Facing a survey? Watch for more 'A' standards
Facing a survey? Watch for more A’ standards
These standards carry the entire weight of the score
The presence of fewer standards in the new Joint Commission on Accreditation of Healthcare Organizations (JCAHO) manual 280, compared to 386 in the last manual means the weights of the standards have changed. If you are facing a survey this year, take note: "Some are weighted more heavily," says Maryanne Popovich, RN, MPH, director of home care accreditation services at JCAHO. However, that greater emphasis does not fall in any particular category. Rather, it is spread across the manual.
In addition, there are now 29 "A" standards those deemed so important that they carry the entire weight of the score compared with 27 under the previous regime, she says. The changes fall into the following three chapters.
• Assessment.
The first change is in chapter two, which deals with assessment of patients. In the past, the emphasis on geriatric patients in home care has left patient assessment wanting in other categories, Popovich says. JCAHO added its first A standards to the chapter to combat this. Each deals with a category of specialty patients one for interpartum patients, one on patients with behavioral problems, and one dealing with infants/children/adolescents. (See sample assessment form, p. 37.)
"You can’t take any of these patients and use the same assessment tools you use for your elderly clients," says Popovich. "We want you to make sure you have appropriate practices in place for all your patients."
Seek help from hospitals, universities
Betty Dixon, RN, a consultant in Savannah, GA, who works with Medical Management Development & Associates, says one place you can look to find that information is your local hospital. "It’s easier if you are attached to a hospital because you can use their tools and modify them to meet your needs."
But if you are a stand-alone agency and your hospital will not assist you, Dixon says you can find help from local nursing programs at universities or community colleges in your area, or even in some libraries. "You can find books of forms that apply and you can use them as a pattern," says Dixon. "But you have to do something that proves you know what to look for in every type of patient you see, even if you only see a couple children per year."
In Home Health, a national home care agency based in Minnetonka, MN, looked at supplementary assessment forms about six months ago, according to Susan Garner, RN, BSN, director of operations management. Garner says there was already a psychiatric assessment for patients with behavioral problems. When the new standards were released, she compared them to the existing form. "I found they were looking for a lot more specific information," she recalls. For example, the commission wanted more information included on the social, cultural, and religious environment of patients. The additions made sense. "If you have a psych patient, then social things can affect behavior. If we have to address both personal and family issues, then our care plan is going to be different."

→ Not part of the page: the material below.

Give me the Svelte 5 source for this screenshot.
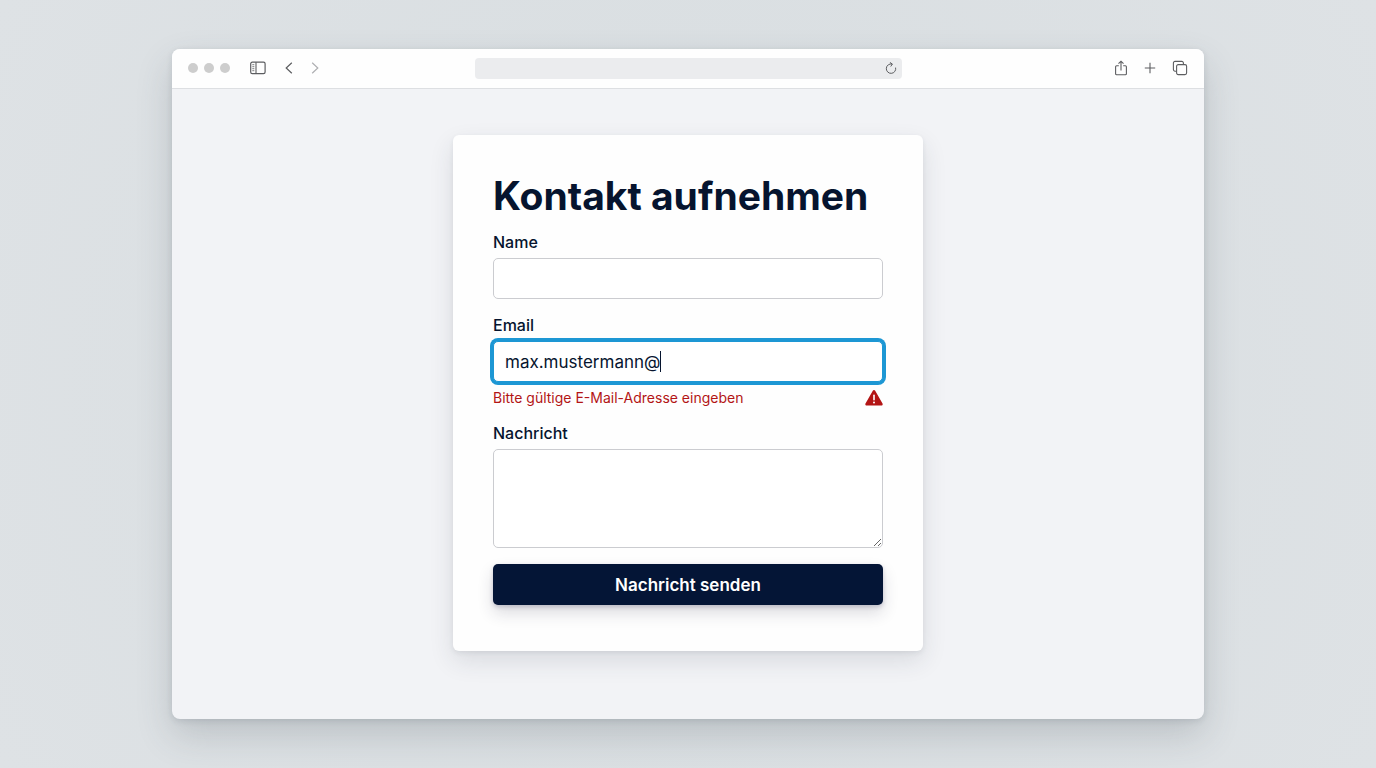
<script lang="ts">
  import { onMount } from 'svelte';

  let name = $state('');
  let email = $state('max.mustermann@');
  let message = $state('');
  let emailActive = $state(true);
  let emailInput: HTMLInputElement;
  let caretLeft = $state(0);

  const emailValid = $derived(/^[^\s@]+@[^\s@]+\.[^\s@]+$/.test(email));

  // Places the custom caret behind the typed address
  function placeCaret() {
    const ctx = document.createElement('canvas').getContext('2d');
    if (!ctx) return;
    const style = getComputedStyle(emailInput);
    ctx.font = `${style.fontWeight} ${style.fontSize} ${style.fontFamily}`;
    caretLeft = Math.round(parseInt(style.paddingLeft) + 1 + ctx.measureText(email).width);
  }

  onMount(() => {
    emailInput.focus();
    placeCaret();
  });

  function submit(event: SubmitEvent) {
    event.preventDefault();
    if (!emailValid) emailInput.focus();
  }
</script>

<div class="desktop">
  <div class="window">
    <header class="toolbar">
      <div class="group left">
        <div class="lights">
          <span></span>
          <span></span>
          <span></span>
        </div>
        <button class="tool sidebar" aria-label="Seitenleiste">
          <svg width="16" height="14" viewBox="0 0 16 14" fill="none" stroke="currentColor">
            <rect x="0.7" y="1.2" width="14.4" height="11.4" rx="1.6" stroke-width="1.2" />
            <path d="M6 1.2v11.4" stroke-width="1.1" />
            <path d="M2.3 3.7h2M2.3 5.7h2M2.3 7.7h2M2.3 9.7h2" stroke-width="0.8" />
          </svg>
        </button>
        <button class="tool back" aria-label="Zurück">
          <svg width="10" height="12" viewBox="0 0 10 12" fill="none" stroke="currentColor" stroke-width="1.2">
            <path d="M7.8 0.8 2.2 6l5.6 5.2" />
          </svg>
        </button>
        <button class="tool forward" aria-label="Vorwärts" disabled>
          <svg width="10" height="12" viewBox="0 0 10 12" fill="none" stroke="currentColor" stroke-width="1.2">
            <path d="M2.2 0.8 7.8 6l-5.6 5.2" />
          </svg>
        </button>
      </div>

      <div class="address">
        <input type="text" aria-label="Adresse" />
        <button class="tool reload" aria-label="Neu laden">
          <svg width="12" height="12" viewBox="0 0 12 12" fill="none" stroke="currentColor" stroke-width="1">
            <path d="M10.6 5.6A4.7 4.7 0 1 1 7.2 2.1" />
            <path d="M4.9 0.4 7.4 2.1 5.7 4.5" />
          </svg>
        </button>
      </div>

      <div class="group right">
        <button class="tool" aria-label="Teilen">
          <svg width="14" height="16" viewBox="0 0 14 16" fill="none" stroke="currentColor" stroke-width="1.1">
            <path d="M4.8 5.8H2.6a1 1 0 0 0-1 1v6.9a1 1 0 0 0 1 1h8.8a1 1 0 0 0 1-1V6.8a1 1 0 0 0-1-1H9.2" />
            <path d="M7 10.4V1.5M4.5 3.7 7 1.2l2.5 2.5" />
          </svg>
        </button>
        <button class="tool" aria-label="Neuer Tab">
          <svg width="12" height="12" viewBox="0 0 12 12" fill="none" stroke="currentColor" stroke-width="1.1">
            <path d="M6 0.8v10.4M0.8 6h10.4" />
          </svg>
        </button>
        <button class="tool" aria-label="Tabübersicht">
          <svg width="16" height="16" viewBox="0 0 16 16" fill="none" stroke="currentColor" stroke-width="1.1">
            <rect x="4.6" y="4.6" width="10" height="10" rx="1.6" />
            <path d="M4.6 11.2H3a1.6 1.6 0 0 1-1.6-1.6V3A1.6 1.6 0 0 1 3 1.4h6.8A1.6 1.6 0 0 1 11.4 3v1.6" />
          </svg>
        </button>
      </div>
    </header>

    <main>
      <form class="card" novalidate onsubmit={submit}>
        <h1>Kontakt aufnehmen</h1>

        <div class="field">
          <label for="name">Name</label>
          <input id="name" type="text" bind:value={name} />
        </div>

        <div class="field">
          <label for="email">Email</label>
          <div class="email-box">
            <input
              id="email"
              type="text"
              inputmode="email"
              class:active={emailActive}
              aria-invalid={!emailValid}
              aria-describedby="email-error"
              bind:value={email}
              bind:this={emailInput}
              oninput={placeCaret}
              onfocus={() => (emailActive = true)}
              onblur={() => (emailActive = false)}
            />
            {#if emailActive}
              <span class="caret" style:left="{caretLeft}px"></span>
            {/if}
          </div>
          {#if !emailValid}
            <div class="error" id="email-error">
              <span>Bitte gültige E-Mail-Adresse eingeben</span>
              <svg width="18" height="16" viewBox="0 0 18 16" aria-hidden="true">
                <path d="M7.8 0.8a1.4 1.4 0 0 1 2.4 0l7.3 12.7a1.4 1.4 0 0 1-1.2 2.1H1.7a1.4 1.4 0 0 1-1.2-2.1Z" fill="#b31515" />
                <path d="M9 5.4v4.4" stroke="#fff" stroke-width="1.6" stroke-linecap="round" />
                <circle cx="9" cy="12.6" r="1" fill="#fff" />
              </svg>
            </div>
          {/if}
        </div>

        <div class="field">
          <label for="message">Nachricht</label>
          <textarea id="message" bind:value={message}></textarea>
        </div>

        <button class="submit" type="submit">Nachricht senden</button>
      </form>
    </main>
  </div>
</div>

<style>
  :global(body) {
    margin: 0;
    font-family: Inter, 'Liberation Sans', sans-serif;
    color: #06142e;
  }

  .desktop {
    box-sizing: border-box;
    min-height: 100vh;
    padding: 49px 12.5%;
    display: flex;
    background: radial-gradient(circle at 50% 50%, #dadfe2 40%, #dee2e5 100%);
  }

  .window {
    flex: 1;
    display: flex;
    flex-direction: column;
    border-radius: 8px;
    overflow: hidden;
    background: #f2f3f6;
    box-shadow:
      0 16px 36px rgba(60, 70, 82, 0.2),
      0 2px 6px rgba(60, 70, 82, 0.14);
  }

  .toolbar {
    display: grid;
    grid-template-columns: 1fr 427px 1fr;
    align-items: center;
    height: 38px;
    padding: 0 16px 1px;
    background: #fefefe;
    border-bottom: 1px solid #dddfe2;
  }

  .group {
    display: flex;
    align-items: center;
  }

  .right {
    justify-content: flex-end;
    gap: 16px;
  }

  .lights {
    display: flex;
    gap: 6px;
    margin-right: 20px;
  }

  .lights span {
    width: 10px;
    height: 10px;
    border-radius: 50%;
    background: #cdcdcd;
  }

  .tool {
    display: flex;
    padding: 0;
    border: none;
    background: none;
    color: #5c5d60;
  }

  .back {
    margin: 0 16px 0 18px;
  }

  .forward {
    color: #aeafb2;
  }

  .address {
    display: flex;
    align-items: center;
    height: 21px;
    padding-right: 5px;
    border-radius: 4px;
    background: #ebecee;
  }

  .address input {
    flex: 1;
    min-width: 0;
    border: none;
    outline: none;
    background: none;
    font: inherit;
    font-size: 12px;
  }

  main {
    flex: 1;
    padding: 46px 24px;
  }

  .card {
    box-sizing: border-box;
    display: flex;
    flex-direction: column;
    gap: 16px;
    max-width: 470px;
    margin: 0 auto;
    padding: 40px 40px 46px;
    border-radius: 6px;
    background: #fefefe;
    box-shadow:
      0 10px 24px rgba(40, 48, 64, 0.12),
      0 2px 5px rgba(40, 48, 64, 0.08);
  }

  h1 {
    margin: 0;
    font-size: 39px;
    font-weight: 700;
    line-height: 41px;
  }

  .field {
    display: flex;
    flex-direction: column;
    gap: 6px;
  }

  label {
    font-size: 16px;
    font-weight: 500;
    line-height: 20px;
  }

  .field input,
  textarea {
    display: block;
    box-sizing: border-box;
    width: 100%;
    padding: 0 11px;
    border: 1px solid #cbccd0;
    border-radius: 5px;
    outline: none;
    background: #fff;
    color: inherit;
    font: inherit;
    font-size: 17px;
  }

  .field input {
    height: 41px;
  }

  textarea {
    height: 99px;
    padding: 10px 11px;
    resize: vertical;
  }

  .email-box {
    position: relative;
  }

  .field input.active {
    border-color: #1d97d4;
    box-shadow: 0 0 0 3px #1d97d4;
    caret-color: transparent;
  }

  .caret {
    position: absolute;
    top: 10px;
    width: 1px;
    height: 21px;
    background: #06142e;
  }

  .error {
    display: flex;
    align-items: center;
    justify-content: space-between;
    color: #b31515;
    font-size: 14px;
    line-height: 19px;
  }

  .submit {
    height: 41px;
    border: none;
    border-radius: 5px;
    background: #041536;
    color: #fff;
    font: inherit;
    font-size: 17px;
    font-weight: 600;
    box-shadow:
      0 8px 16px rgba(40, 36, 60, 0.16),
      0 2px 4px rgba(40, 36, 80, 0.2);
  }
</style>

After Garner made the changes, she sent the new form out to field staff for comment. Their criticisms were then incorporated into a final version. She followed the same process for children. "In that case, we ended up including more information on the developmental stage of the child and immunization standards."
For interpartum patients, however, In Home Health turned to a consultant. "The person who had developed the program had left the company," says Garner. "We went back to that person to make sure that the assessment was appropriate."
• Improving Organizational Performance.
Chapter six also had no A standards last year, says Popovich. But JCAHO is adamant about having proof that your organization "systematically improves performance." Popovich says just saying you have some sort of performance or quality improvement program won’t be enough any longer. "You have to show us," she says.
In Home Health has created performance improvement committees at each of its 43 branches, says Garner. Each committee chooses three areas on which to concentrate its improvement efforts. They look at national standards relating to those issues, she says. One branch may decide to concentrate on cutting rehospitalization rates. They have national data with which to compare themselves, set a plan, and monitor it monthly. "It is very analytical," she says. The branch can then provide the Joint Commission with charts and graphs that prove its performance improvement program is more than a piece of paper.
To ensure that branches choose relevant issues on which to concentrate, Garner says a corporate performance improvement committee chooses about six branches per quarter and reviews their plans. "But we don’t really have a problem," she says. "The branches are very interested in tracking their performance and excited about monitoring their progress. They also have demonstrated a good understanding of what issues affect them and are appropriate for study."
• Management of Information.
This is perhaps the most startling change in the manual. Where there were two A standards in the previous version, there are none this year, says Popovich. "We wanted to make sure the emphasis is on work processes, not documents," she explains. "Anyone can have a system on paper, but that doesn’t mean it works. You can show me a faultless plan and perfect documentation, but how do I know it really works?"
Popovich says it is too early to get any feedback on changes from the surveys that have occurred thus far this year. Preliminary data should be compiled in April. Meanwhile, the dozen seminars she has given on the new manual since its introduction last fall have made her hopeful that the changes will go over well. "I have seen universal acceptance of the standards and the changes," she says. "But we won’t know for a while how people are scoring."
She does have some advice for people facing surveys. "Year in and year out we find problems with the same areas," she says. "Organizations have trouble complying with the care planning process, proving the competency of their staff, monitoring their patients particularly in relation to medication regimes improving the overall performance of their organization, and getting proper physicians’ orders when they are required. The same issues continue to arise."